Battle Creek Cellars Pinot Noir, Roe Vineyard 2015
With an illustration of a snake on the label and a wine that the winemaker herself describes as “slutty,” the appropriate sexual metaphors you could attach to this Pinot Noir are boundless. Sure enough, this is round and fleshy Pinot of dark plum, dark cherry and black tea notes that slither around the palate in a sexy and provocative fashion. With textures smooth, suave and velvety and good weight to the body, there’s lovely balance and lift to the wine—a combination of elegance and succulence of fruit. Marilyn Monroe if she were a sultry brunette. Oh, a crowd pleaser for sure. Irresistible and, thankfully, highly drinkable now.

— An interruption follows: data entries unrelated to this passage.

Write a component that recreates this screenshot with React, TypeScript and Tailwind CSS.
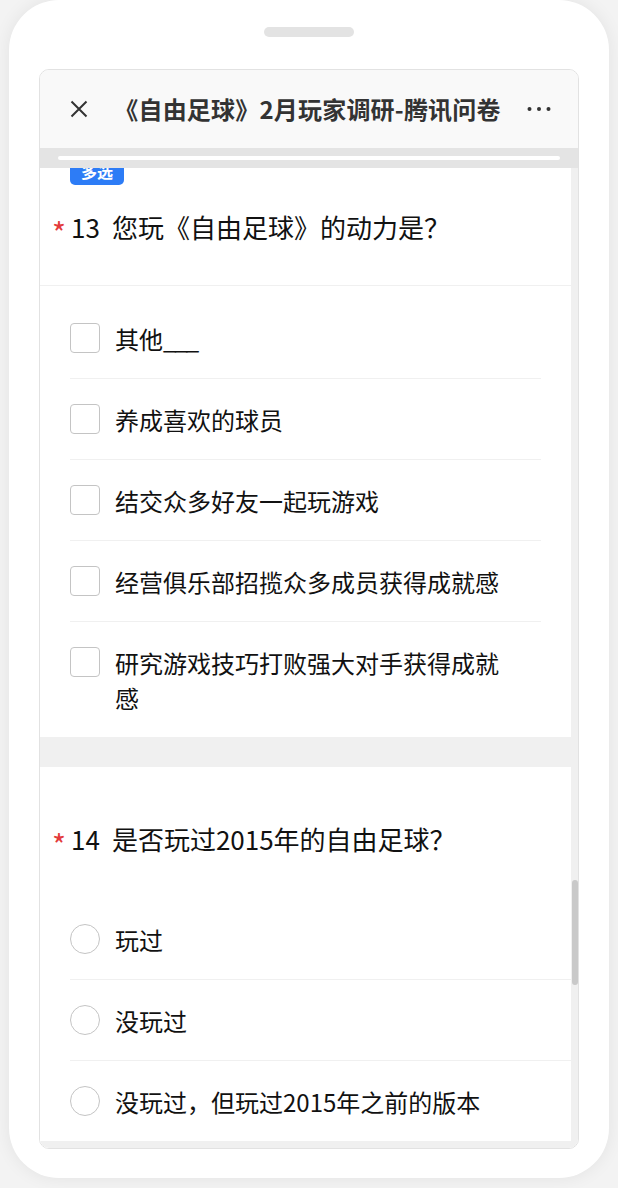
import React from "react";

const font = { fontFamily: '"Noto Sans CJK SC", "Noto Sans", sans-serif' };

function Checkbox() {
  return <div className="mt-[2px] h-[30px] w-[30px] shrink-0 rounded-[4px] border border-[#c4c4c4] bg-white" />;
}

function Radio() {
  return <div className="mt-[2px] h-[30px] w-[30px] shrink-0 rounded-full border border-[#c4c4c4] bg-white" />;
}

function Title({ num, text }: { num: string; text: string }) {
  return (
    <div className="flex h-[36px] items-center">
      <span className="w-[31px] translate-y-[5px] pl-[12px] text-[30px] leading-[36px] text-[#e33b3b]">*</span>
      <span className="text-[26px] leading-[36px] text-[#111]">
        {num}
        <span className="inline-block w-[12px]" />
        {text}
      </span>
    </div>
  );
}

export default function App() {
  const q13: React.ReactNode[] = [
    <>
      其他<span className="tracking-[-2px]">___</span>
    </>,
    "养成喜欢的球员",
    "结交众多好友一起玩游戏",
    "经营俱乐部招揽众多成员获得成就感",
    "研究游戏技巧打败强大对手获得成就感",
  ];
  const q14 = ["玩过", "没玩过", "没玩过，但玩过2015年之前的版本"];
  return (
    <div className="min-h-screen overflow-hidden bg-[#f3f3f3]" style={font}>
      <div className="ml-[9px] flex h-[1178px] w-[600px] flex-col items-center rounded-[50px] bg-white pt-[27px] shadow-[0_0_18px_rgba(0,0,0,0.07)]">
        <div className="h-[10px] w-[90px] rounded-full bg-[#e3e3e3]" />
        <div className="mt-[32px] flex h-[1080px] w-[540px] flex-col overflow-hidden rounded-[10px] border border-[#e2e2e2]">
          {/* header */}
          <div className="flex h-[78px] shrink-0 items-center justify-between bg-[#f9f9f9] pl-[30px] pr-[27px]">
            <svg width="18" height="18" viewBox="0 0 18 18">
              <path d="M1.5 1.5 L16.5 16.5 M16.5 1.5 L1.5 16.5" stroke="#333" strokeWidth="2" />
            </svg>
            <div className="text-[24px] font-bold leading-[30px] tracking-[0.2px] text-[#333]">《自由足球》2月玩家调研-腾讯问卷</div>
            <svg width="24" height="6" viewBox="0 0 24 6">
              <circle cx="2.5" cy="3" r="2" fill="#333" />
              <circle cx="12" cy="3" r="2" fill="#333" />
              <circle cx="21.5" cy="3" r="2" fill="#333" />
            </svg>
          </div>
          {/* progress */}
          <div className="h-[20px] shrink-0 bg-[#e4e4e4] px-[18px] pt-[8px]">
            <div className="h-[4px] rounded-full bg-white" />
          </div>
          {/* content */}
          <div className="flex min-h-0 flex-1">
            <div className="min-w-0 flex-1 overflow-hidden bg-white">
              {/* Q13 */}
              <div className="bg-white">
                <div className="ml-[30px] -mt-[11px] flex h-[28px] w-[54px] items-center justify-center rounded-[5px] bg-[#2d7cf6] text-[16px] font-bold text-white">
                  多选
                </div>
                <div className="mt-[24px] border-b border-[#f0f0f0] pb-[40px]">
                  <Title num="13" text="您玩《自由足球》的动力是？" />
                </div>
                <div className="pt-[12px]">
                  {q13.map((t, i) => (
                    <div
                      key={i}
                      className={`mx-[30px] flex items-start gap-[15px] py-[22.5px] ${i < q13.length - 1 ? "border-b border-[#f0f0f0]" : ""}`}
                    >
                      <Checkbox />
                      <div className="max-w-[400px] text-[24px] leading-[35px] text-[#111]">{t}</div>
                    </div>
                  ))}
                </div>
              </div>
              <div className="h-[30px] bg-[#f0f0f0]" />
              {/* Q14 */}
              <div className="bg-white pt-[54px]">
                <Title num="14" text="是否玩过2015年的自由足球？" />
                <div className="mt-[42px]">
                  {q14.map((t, i) => (
                    <div
                      key={t}
                      className={`ml-[30px] flex items-start gap-[15px] py-[22.5px] ${i < q14.length - 1 ? "border-b border-[#f0f0f0]" : ""}`}
                    >
                      <Radio />
                      <div className="text-[24px] leading-[35px] text-[#111]">{t}</div>
                    </div>
                  ))}
                </div>
              </div>
              <div className="h-[30px] bg-[#f0f0f0]" />
            </div>
            <div className="relative w-[7px] shrink-0 bg-[#f0f0f0]">
              <div className="absolute left-[1px] top-[712px] h-[105px] w-[6px] rounded-full bg-[#c9c9c9]" />
            </div>
          </div>
        </div>
      </div>
    </div>
  );
}
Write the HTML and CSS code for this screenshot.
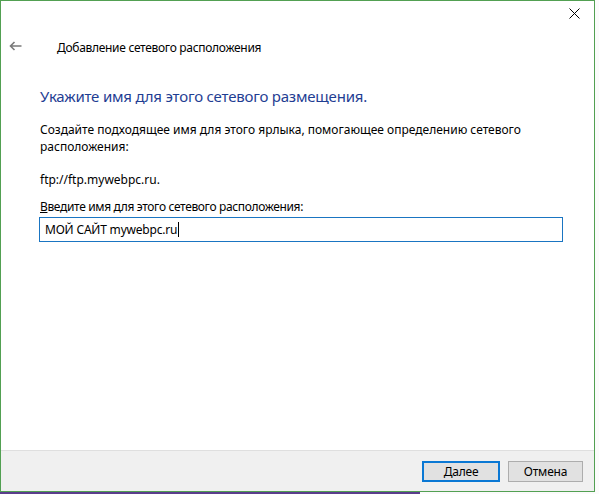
FILE: index.html
```html
<!DOCTYPE html>
<html lang="ru">

<head>
  <meta charset="UTF-8">
  <title>Добавление сетевого расположения</title>
  <link rel="stylesheet" href="styles.css">
</head>

<body>
  <div class="window">
    <div class="titlebar">
      <button class="close-btn" title="Закрыть">
        <svg width="11" height="11" viewBox="0 0 11 11">
          <path d="M0.5 0.5L10.5 10.5M10.5 0.5L0.5 10.5" stroke="#000" stroke-width="1" />
        </svg>
      </button>
    </div>
    <div class="wizard-nav">
      <button class="back-btn">
        <svg width="13" height="10" viewBox="0 0 13 10">
          <path d="M12.5 5H1.5M5.5 1L1.5 5L5.5 9" stroke="#7a7a7a" stroke-width="1.6" fill="none" />
        </svg>
      </button>
      <span class="wizard-title">Добавление сетевого расположения</span>
    </div>
    <div class="wizard-body">
      <h1 class="main-instruction">Укажите имя для этого сетевого размещения.</h1>
      <p class="desc">Создайте подходящее имя для этого ярлыка, помогающее определению сетевого расположения:</p>
      <p class="address">ftp://ftp.mywebpc.ru.</p>
      <label class="field-label" for="name"><u>В</u>ведите имя для этого сетевого расположения:</label>
      <div class="field">
        <span class="field-value">МОЙ САЙТ mywebpc.ru</span><span class="caret"></span>
      </div>
    </div>
    <div class="wizard-footer">
      <button class="btn btn-default"><u>Д</u>алее</button>
      <button class="btn">Отмена</button>
    </div>
  </div>
  <div class="taskbar"></div>
</body>

</html>
```
FILE: styles.css
```css
  body {
    margin: 0;
    background: #fbfbfb;
    font-family: "Noto Sans", "Open Sans", Arial, sans-serif;
    font-size: 12px;
    color: #000;
  }

  .window {
    width: 595px;
    height: 492px;
    box-sizing: border-box;
    border: 1px solid #52a052;
    background: #fff;
    display: flex;
    flex-direction: column;
  }

  .titlebar {
    height: 30px;
    display: flex;
    justify-content: flex-end;
  }

  .close-btn {
    width: 34px;
    height: 30px;
    border: none;
    background: transparent;
    padding: 0 0 4px 0;
    margin-right: 3px;
  }

  .wizard-nav {
    display: flex;
    align-items: center;
    height: 30px;
  }

  .back-btn {
    width: 38px;
    height: 30px;
    padding: 0 0 0 8px;
    text-align: left;
    border: none;
    background: transparent;
  }

  .wizard-title {
    margin-left: 18px;
    margin-top: 2px;
    font-size: 12px;
    letter-spacing: -0.3px;
  }

  .wizard-body {
    padding: 0 31px 0 39px;
  }

  .main-instruction {
    margin: 24px 0 0;
    font-size: 15px;
    font-weight: normal;
    color: #1f3e93;
    line-height: 22px;
    letter-spacing: -0.2px;
  }

  .desc {
    margin: 14px 0 0;
    line-height: 17px;
  }

  .address {
    margin: 16px 0 0;
    line-height: 17px;
  }

  .field-label {
    display: block;
    margin-top: 10px;
    line-height: 17px;
    letter-spacing: -0.35px;
  }

  .field {
    margin: 2px 0 0 -1px;
    height: 25px;
    box-sizing: border-box;
    border: 1px solid #1a75c2;
    display: flex;
    align-items: center;
    padding-left: 5px;
  }

  .field-value {
    letter-spacing: -0.2px;
  }

  .caret {
    display: inline-block;
    width: 1px;
    height: 15px;
    background: #000;
    margin-left: 1px;
  }

  .wizard-footer {
    margin-top: auto;
    height: 40px;
    border-top: 1px solid #dfdfdf;
    background: #f0f0f0;
    display: flex;
    justify-content: flex-end;
    align-items: center;
    gap: 8px;
    padding-right: 11px;
  }

  .btn {
    width: 75px;
    height: 21px;
    box-sizing: border-box;
    border: 1px solid #adadad;
    background: #e1e1e1;
    font-family: inherit;
    font-size: 12px;
    letter-spacing: -0.2px;
    padding: 0;
  }

  .btn-default {
    width: 78px;
    border: 2px solid #0a78d4;
  }

  .btn u {
    text-decoration: underline;
  }

  .taskbar {
    height: 2px;
    width: 420px;
    background: #5a3d8c;
  }
```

Battle Creek Cellars Pinot Noir, Yamhela Vineyard 2015
This is the grand-mama of the Battle Creek single-vineyard Pinots. There’s a grand elegance to the wine’s exterior—powerful and evocative—while possessing a Virginia Woolf feminine, inner strength and complexity. The wine is somewhat rugged yet poetic. Its very long, intense finish is something that will not go quietly into the night. The Yamhela’s depth of expression begins with a nose of rich cranberry, red currant and dark pomegranate notes which carry forward onto the palate with additional notes of Burgundian earth and minerality. Like a moth to a flame, there’s an instinctive force that compels us closer to this wine. Give this until about 2020 to more fully integrate, though. This kind of beauty takes time.